Like Jodhpur, a majestic fort presides over the township of Jaisalmer. Apparently it is the oldest fortified town still in use. This town is the gateway to the Thar Desert, which I have just spent three days in riding a camel. The desert trek was led by Tiger, who is from a desert village about 100kms from where we roamed. More flatulent than his camels (Mr Magoo, Johnny and Michael Jackson), he was a wellspring of both information on the Thar desert and funny phrases, such as "no chai, no power" and "Camel college, plenty knowledge!"; and in relation to his flatulence; "in desert, you are eating and farting as much as you like" and "Dhal powered fart!". I

was joined on the trip by three legendary Argentinians called Emelio, Sophia, and Fernando. Emelio and Sophia are engaged, while Fernando is Sophia's brother - before travelling in India, they were in Egypt just before the civil strife that is happening at the moment. Emelio recently graduated from psychology just like me. They have convinced me that my next trip should be to South America, and agreed that my plan to do a che-guevara-esque bike trip around argentina and chile in the summer is a great idea. After mostly vegetarianism for the last month, the biggest beef country in the world (which also has cheap beer) is sounding very good to me! The trip

itself was quite difficult for me as I was hit with gastro at the worst possible time - the very night before the trek.
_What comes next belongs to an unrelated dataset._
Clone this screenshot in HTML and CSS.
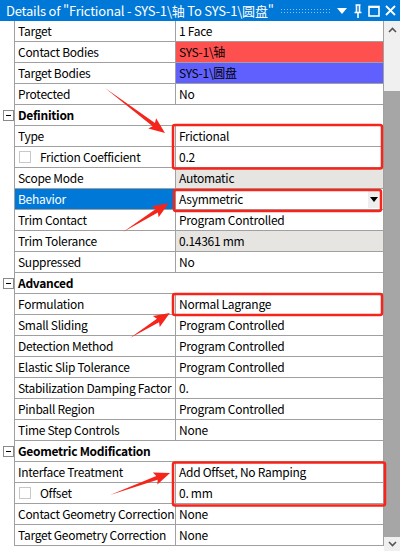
FILE: index.html
```html
<!DOCTYPE html>
<html lang="zh-CN">
<head>
    <meta charset="UTF-8">
    <title>Details</title>
    <link rel="stylesheet" href="styles.css">
</head>
<body>
    <div class="panel">
        <!-- タイトルバー -->
        <div class="titlebar">
            <span class="title-text">Details of "Frictional - SYS-1\轴 To SYS-1\圆盘"</span>
            <span class="grip"></span>
            <span class="tb-icon">
                <svg width="10" height="6" viewBox="0 0 10 6"><path d="M0 0H10L5 6Z" fill="#fff"/></svg>
            </span>
            <span class="tb-icon">
                <svg width="8" height="14" viewBox="0 0 8 14"><path d="M1.5 1H6.5M2.5 1V8M5.5 1V8M5.5 1V8M0.5 8.5H7.5M4 8.5V14" stroke="#fff" stroke-width="1.6" fill="none"/></svg>
            </span>
            <span class="tb-icon">
                <svg width="12" height="12" viewBox="0 0 12 12"><rect x="1" y="1.5" width="10" height="9.5" stroke="#fff" stroke-width="1.6" fill="none"/><path d="M1 2H11" stroke="#fff" stroke-width="2"/></svg>
            </span>
            <span class="tb-icon">
                <svg width="11" height="11" viewBox="0 0 11 11"><path d="M1 1L10 10M10 1L1 10" stroke="#fff" stroke-width="1.8"/></svg>
            </span>
        </div>

        <div class="content">
            <div class="sheet">
                <div class="row"><div class="gutter"></div><div class="label">Target</div><div class="value">1 Face</div></div>
                <div class="row"><div class="gutter"></div><div class="label">Contact Bodies</div><div class="value red">SYS-1\轴</div></div>
                <div class="row"><div class="gutter"></div><div class="label">Target Bodies</div><div class="value blue">SYS-1\圆盘</div></div>
                <div class="row"><div class="gutter"></div><div class="label">Protected</div><div class="value">No</div></div>

                <div class="row"><div class="gutter"><span class="collapse"></span></div><div class="group">Definition</div></div>
                <div class="row"><div class="gutter"></div><div class="label">Type</div><div class="value">Frictional</div></div>
                <div class="row"><div class="gutter"></div><div class="label"><span class="check"></span>Friction Coefficient</div><div class="value">0.2</div></div>
                <div class="row"><div class="gutter"></div><div class="label">Scope Mode</div><div class="value readonly">Automatic</div></div>
                <div class="row"><div class="gutter"></div><div class="label selected">Behavior</div><div class="value">Asymmetric<span class="dropdown"><svg width="8" height="5" viewBox="0 0 8 5"><path d="M0 0H8L4 5Z" fill="#000"/></svg></span></div></div>
                <div class="row"><div class="gutter"></div><div class="label">Trim Contact</div><div class="value">Program Controlled</div></div>
                <div class="row"><div class="gutter"></div><div class="label">Trim Tolerance</div><div class="value readonly">0.14361 mm</div></div>
                <div class="row"><div class="gutter"></div><div class="label">Suppressed</div><div class="value">No</div></div>

                <div class="row"><div class="gutter"><span class="collapse"></span></div><div class="group">Advanced</div></div>
                <div class="row"><div class="gutter"></div><div class="label">Formulation</div><div class="value">Normal Lagrange</div></div>
                <div class="row"><div class="gutter"></div><div class="label">Small Sliding</div><div class="value">Program Controlled</div></div>
                <div class="row"><div class="gutter"></div><div class="label">Detection Method</div><div class="value">Program Controlled</div></div>
                <div class="row"><div class="gutter"></div><div class="label">Elastic Slip Tolerance</div><div class="value">Program Controlled</div></div>
                <div class="row"><div class="gutter"></div><div class="label">Stabilization Damping Factor</div><div class="value">0.</div></div>
                <div class="row"><div class="gutter"></div><div class="label">Pinball Region</div><div class="value">Program Controlled</div></div>
                <div class="row"><div class="gutter"></div><div class="label">Time Step Controls</div><div class="value">None</div></div>

                <div class="row"><div class="gutter"><span class="collapse"></span></div><div class="group">Geometric Modification</div></div>
                <div class="row"><div class="gutter"></div><div class="label">Interface Treatment</div><div class="value">Add Offset, No Ramping</div></div>
                <div class="row"><div class="gutter"></div><div class="label"><span class="check"></span>Offset</div><div class="value">0. mm</div></div>
                <div class="row"><div class="gutter"></div><div class="label">Contact Geometry Correction</div><div class="value">None</div></div>
                <div class="row"><div class="gutter"></div><div class="label">Target Geometry Correction</div><div class="value">None</div></div>
            </div>

            <!-- スクロールバー -->
            <div class="scrollbar">
                <div class="sb-btn sb-up">
                    <svg width="9" height="6" viewBox="0 0 9 6"><path d="M1 5L4.5 1.5L8 5" stroke="#555" stroke-width="1.6" fill="none"/></svg>
                </div>
                <div class="sb-track"></div>
                <div class="sb-thumb"></div>
                <div class="sb-btn sb-down">
                    <svg width="9" height="6" viewBox="0 0 9 6"><path d="M1 1L4.5 4.5L8 1" stroke="#555" stroke-width="1.6" fill="none"/></svg>
                </div>
            </div>
        </div>

        <!-- 注記（赤枠・矢印） -->
        <svg class="marks" width="400" height="551" viewBox="0 0 400 551">
            <g fill="none" stroke="#f5251b" stroke-width="2.5">
                <rect x="173" y="125" width="209" height="43.5" rx="2"/>
                <rect x="174" y="190" width="207" height="21" rx="2"/>
                <rect x="173" y="294" width="209" height="21" rx="2"/>
                <rect x="173" y="462.5" width="212" height="43" rx="2"/>
            </g>
            <g fill="#f5251b">
                <polygon transform="translate(105 88) rotate(36.9)" points="0,0 61,-2 59,-6.5 75,0 59,6.5 61,2"/>
                <polygon transform="translate(123 232) rotate(-32.2)" points="0,0 40,-2 38,-6.5 54,0 38,6.5 40,2"/>
                <polygon transform="translate(130 338) rotate(-32)" points="0,0 33,-2 31,-6.5 47,0 31,6.5 33,2"/>
                <polygon transform="translate(110 495) rotate(-20.1)" points="0,0 50,-2 48,-6.5 64,0 48,6.5 50,2"/>
            </g>
        </svg>
    </div>
</body>
</html>
```

FILE: styles.css
```css
/* 全体 */
body {
    margin: 0;
    font-family: "Noto Sans CJK SC", "Noto Sans", sans-serif;
    font-size: 12px;
    letter-spacing: -0.28px;
    color: #000;
    background-color: #fff;
}

.panel {
    position: relative;
    width: 400px;
    height: 551px;
    overflow: hidden;
    background-color: #fff;
}

/* タイトルバー */
.titlebar {
    height: 21px;
    background-color: #0078d7;
    color: #fff;
    display: flex;
    align-items: center;
    padding-left: 6px;
    padding-right: 2px;
}

.title-text {
    font-size: 13px;
    letter-spacing: -0.2px;
    white-space: nowrap;
}

.grip {
    flex: 1;
    height: 6px;
    margin: 0 2px 0 6px;
    background-image: radial-gradient(circle, #8fc3ee 0.7px, transparent 0.9px);
    background-size: 3px 3px;
}

.tb-icon {
    width: 16px;
    display: flex;
    justify-content: center;
    align-items: center;
}

/* プロパティ表 */
.content {
    display: flex;
    height: 530px;
}

.sheet {
    width: 384px;
}

.row {
    display: flex;
    height: 21px;
}

.gutter {
    width: 14px;
    display: flex;
    align-items: center;
    justify-content: center;
}

.label,
.value,
.group {
    height: 20px;
    line-height: 20px;
    border-bottom: 1px solid #a0a0a0;
    border-right: 1px solid #a0a0a0;
    padding-left: 3px;
    white-space: nowrap;
    box-sizing: content-box;
}

.label {
    width: 157px;
    border-left: 1px solid #a0a0a0;
    display: flex;
    align-items: center;
}

.value {
    width: 204px;
    position: relative;
}

.group {
    width: 365px;
    border-left: 1px solid #a0a0a0;
    font-weight: bold;
}

.red {
    background-color: #ff5050;
}

.blue {
    background-color: #6060ff;
}

.readonly {
    background-color: #e6e5e2;
}

.selected {
    background-color: #0078d7;
    color: #fff;
}

.check {
    width: 10px;
    height: 10px;
    border: 1px solid #c8c8c8;
    margin: 0 9px 0 1px;
}

.collapse {
    width: 9px;
    height: 9px;
    border: 1px solid #8a8a8a;
    margin-left: 2px;
    position: relative;
}

.collapse::after {
    content: "";
    position: absolute;
    left: 2px;
    top: 4px;
    width: 5px;
    height: 1px;
    background-color: #000;
}

.dropdown {
    position: absolute;
    right: 3px;
    top: 1px;
    width: 12px;
    height: 18px;
    background-color: #eeeeee;
    display: flex;
    align-items: center;
    justify-content: center;
}

/* スクロールバー */
.scrollbar {
    width: 16px;
    display: flex;
    flex-direction: column;
    background-color: #f0f0f0;
}

.sb-btn {
    display: flex;
    justify-content: center;
    align-items: center;
}

.sb-up {
    height: 17px;
}

.sb-track {
    height: 53px;
}

.sb-thumb {
    height: 446px;
    background-color: #a6a6a6;
}

.sb-down {
    height: 14px;
}

/* 注記 */
.marks {
    position: absolute;
    left: 0;
    top: 0;
    pointer-events: none;
}
```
It lasted through the whole trip, only improving on the third (and last day). Combined with jolting camel rides, it was painful! One good thing to come from the trip is that my previously weak, virginal upper thighs have now turned into veritable vice grips by the camel riding - camels are a lot harder to ride than horses! The first night in the desert, we camped in the sand dunes, which look amazing at sunset and sunrise. Both nights, we camped under the stars. It was so nice being somewhere that the stars still have power over the night sky, I could see so many compared to the 7 or so stars visible under the city lights! All in all, a worthwhile trip - I'm looking forward to a camel trek in the Sahara desert if I get to Morocco!!